Incoming Finance Minister Carlos Urzua, whose team sat down with financial heavyweights such as Bank of America, BlackRock, Credit Suisse and Morgan Stanley, told Reuters in April that foreign investors were “not very worried” about the airport.
Now, the scrapping of the hub has raised the prospect of a messy legal dispute with investors that could cost billions of dollars — as well as cloud interest in new projects.
Some members of Lopez Obrador’s incoming government privately express deep misgivings about the decision to cancel the airport, which was based on a referendum organized by his own party in which barely 1 percent of the electorate voted.
They felt the poll, which critics lambasted as opaque and open to abuse, undermined the credibility he had built up over the years he spent campaigning against corruption and vote-rigging.
Lopez Obrador’s taste for rule by referendum, and changes to laws governing everything from banking to mining and pension funds that have been proposed by his National Regeneration Movement and the party’s allies in Congress, have further curdled sentiment.
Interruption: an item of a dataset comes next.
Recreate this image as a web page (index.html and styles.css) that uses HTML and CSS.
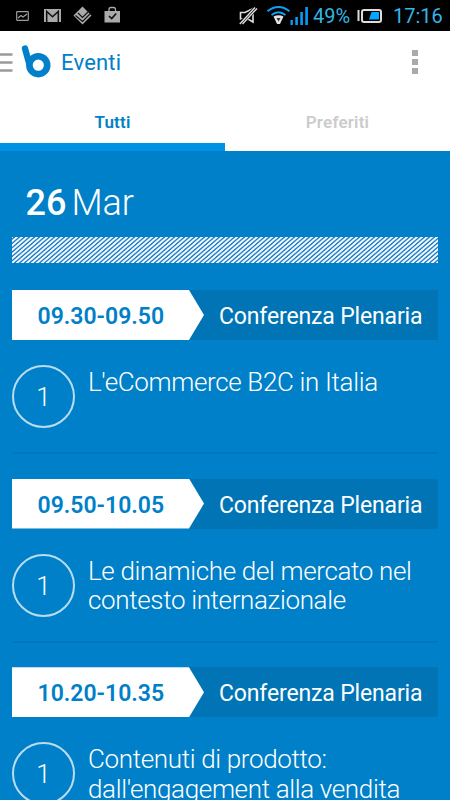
FILE: index.html
```
<!DOCTYPE html>
<html lang="it">
<head>
<meta charset="utf-8">
<title>Eventi</title>
<link rel="stylesheet" href="styles.css">
</head>
<body>
<div class="status">
  <svg class="status-left" width="125" height="31" viewBox="0 0 125 31">
    <g fill="none" stroke="#9d9d9d">
      <rect x="16.7" y="11.7" width="11.6" height="8.600" rx=".5" stroke-width="1.200"/>
      <path d="M18 18l3-2.500 2 1.500 4-3" stroke-width="1.300"/>
    </g>
    <path fill="#aaa" d="M44 9h17v13H44z"/>
    <path d="M46.700 22V11.500l5.800 5.200 5.800-5.200V22" fill="none" stroke="#111" stroke-width="1.500"/>
    <path fill="#aaa" d="M82.500 6.500l9 9-9 9-9-9z"/>
    <path d="M78 13l4.500 4.500L89.500 10.500M75.500 15.500l7 6L90 14" fill="none" stroke="#111" stroke-width="1.200"/>
    <path fill="#aaa" d="M104.500 11h15.500v11.500h-15.500z"/>
    <path d="M109 11V9.500q0-2 2-2h2.500q2 0 2 2V11" fill="none" stroke="#aaa" stroke-width="1.300"/>
    <path d="M109 16l2.700 2.500 4.500-5" fill="none" stroke="#111" stroke-width="1.700"/>
  </svg>
  <div class="status-right">
    <svg width="72" height="31" viewBox="238 0 72 31">
      <path d="M240.500 12.500h4.500l8-4v13.500l-5-3h-7.500z" fill="none" stroke="#ddd" stroke-width="1.600"/>
      <path d="M240 24.500L256.500 7.500" stroke="#000" stroke-width="5"/>
      <path d="M239.800 24L255 7.500M242.500 24L257 8.500" stroke="#ddd" stroke-width="1.400"/>
      <path d="M267.500 11.300q11-8.500 22 0M271.500 15q7-5.500 14 0" fill="none" stroke="#0aa0f5" stroke-width="2"/>
      <path d="M273.500 16.500q5-2.500 10 0l-3.500 7.500h-3z" fill="#e2e2e2"/>
      <path d="M276.500 18h4l-2 3.500z" fill="#333"/>
      <path d="M290.500 20h2.400v5h-2.400zM295.300 17h2.600v8h-2.600zM300.300 12h2.600v13h-2.600zM305.300 7h2.600v18h-2.600z" fill="#0a9cf5"/>
    </svg>
    <span class="percent">49%</span>
    <svg width="26" height="31" viewBox="357 0 26 31">
      <path d="M358.500 10v11" stroke="#ddd" stroke-width="2"/>
      <rect x="362" y="10" width="19" height="12" rx="2" fill="none" stroke="#ddd" stroke-width="2"/>
      <path d="M371.500 12h7.500v7.500h-10z" fill="#00a8ff"/>
    </svg>
    <span class="clock">17:16</span>
  </div>
</div>
<header class="bar">
  <svg class="brand" width="54" height="62" viewBox="0 31 54 62">
    <path d="M0 54.500h12.500M0 62.500h12.500M0 70.500h12.500" stroke="#999" stroke-width="2.600"/>
    <path d="M25 48.500L29 63" stroke="#0080c8" stroke-width="6.400" stroke-linecap="round"/>
    <circle cx="38.300" cy="65.200" r="8.900" fill="none" stroke="#0080c8" stroke-width="6.600"/>
  </svg>
  <h1 class="title">Eventi</h1>
  <div class="more"><i></i><i></i><i></i></div>
</header>
<nav class="tabs">
  <div class="tab active">Tutti</div>
  <div class="tab">Preferiti</div>
</nav>
<main class="agenda">
  <h2 class="date"><b>26</b><span>Mar</span></h2>
  <svg class="hatch" width="426" height="26">
    <defs><pattern id="stripes" width="5" height="4.333" patternUnits="userSpaceOnUse">
      <path d="M-5 4.333L5 -4.333M-5 8.667L10 -4.333M0 8.667L10 0" stroke="#fff" stroke-width="1.950"/>
    </pattern></defs>
    <rect width="426" height="26" fill="#0871c5"/>
    <rect width="426" height="26" fill="url(#stripes)"/>
  </svg>
  <section class="session">
    <div class="head"><div class="time">09.30-09.50</div><div class="kind">Conferenza Plenaria</div></div>
    <div class="talk"><div class="num">1</div><p>L'eCommerce B2C in Italia</p></div>
  </section>
  <section class="session">
    <div class="head"><div class="time">09.50-10.05</div><div class="kind">Conferenza Plenaria</div></div>
    <div class="talk"><div class="num">1</div><p>Le dinamiche del mercato nel<br>contesto internazionale</p></div>
  </section>
  <section class="session">
    <div class="head"><div class="time">10.20-10.35</div><div class="kind">Conferenza Plenaria</div></div>
    <div class="talk"><div class="num">1</div><p>Contenuti di prodotto:<br>dall'engagement alla vendita</p></div>
  </section>
</main>
</body>
</html>
```
FILE: styles.css
```
* { box-sizing: border-box; margin: 0; padding: 0; }
body {
  width: 450px;
  height: 800px;
  overflow: hidden;
  display: flex;
  flex-direction: column;
  background: #fff;
  font-family: Roboto, "Liberation Sans", sans-serif;
}
svg { display: block; flex: none; }
.status {
  height: 31px;
  flex: none;
  display: flex;
  justify-content: space-between;
  background: #000;
  color: #33b5e5;
  font-size: 20px;
  line-height: 32px;
}
.status-right { display: flex; width: 212px; }
.percent { width: 47px; padding-left: 3px; white-space: nowrap; }
.clock { padding-left: 10px; font-size: 20px; white-space: nowrap; }
.bar { height: 62px; flex: none; display: flex; align-items: center; }
.title {
  flex: 1;
  padding-left: 7px;
  color: #0080c8;
  font-size: 22px;
  font-weight: 400;
  letter-spacing: .2px;
}
.more { display: grid; gap: 3px; margin-right: 32px; }
.more i { width: 6px; height: 6px; background: #aaa; }
.tabs { height: 58px; flex: none; display: flex; }
.tab {
  width: 225px;
  border-bottom: 0 solid #0092e2;
  color: #ccc;
  font-size: 17px;
  font-weight: 600;
  letter-spacing: .2px;
  line-height: 59px;
  text-align: center;
}
.tab.active { color: #0080c8; border-bottom-width: 8px; }
.agenda { flex: 1; padding: 27px 12px 0; background: #0080c8; color: #fff; overflow: hidden; }
.date {
  display: flex;
  gap: 5px;
  height: 59px;
  padding-left: 13.500px;
  font-size: 36px;
  line-height: 50px;
  font-weight: 300;
}
.date b { font-weight: 500; }
.hatch { margin-bottom: 27px; }
.session { height: 188.600px; }
.head { display: flex; height: 50px; background: #0074b4; }
.time {
  width: 192px;
  padding-left: 25.500px;
  background: #fff;
  clip-path: polygon(0 0, 177px 0, 100% 50%, 177px 100%, 0 100%);
  color: #0080c8;
  font-size: 23px;
  font-weight: 600;
  letter-spacing: 0;
  line-height: 53px;
  white-space: nowrap;
}
.kind { padding-left: 15px; font-size: 23px; font-weight: 450; letter-spacing: -.15px; line-height: 53px; white-space: nowrap; }
.talk { display: flex; gap: 13px; height: 114px; padding-top: 25px; border-bottom: 2px solid #0077bc; }
.num {
  width: 63px;
  height: 63px;
  flex: none;
  border: 2px solid #b9dcf1;
  border-radius: 50%;
  font-size: 26px;
  font-weight: 300;
  line-height: 60px;
  text-align: center;
}
.talk p { padding-top: 3px; font-size: 26px; font-weight: 300; letter-spacing: -.35px; line-height: 29.500px; white-space: nowrap; }
```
“I’ve moved from being cautiously optimistic after the election, to being quite pessimistic now,” said Andres Rozental, a former deputy foreign minister of Mexico. “He’s not building on what he got. He’s destroying little by little what he got.”
Facing questions about the airport controversy from a panel of prominent Mexican journalists this month, Lopez Obrador was unrepentant about the referendum, saying that “errors” made were blown out of proportion by adversaries trying to hurt him.
“What I regard as most important in my life is my honesty,” he said. “We are not creating a dictatorship,” he added, repeating what is a frequent aside in his public pronouncements.
Nevertheless, Arturo Herrera, an incoming deputy finance minister, conceded this week that the transition had tested the next government, which must present its first budget by mid-December.
“What we’re all learning is that we need to be extremely careful,” he told Mexican television.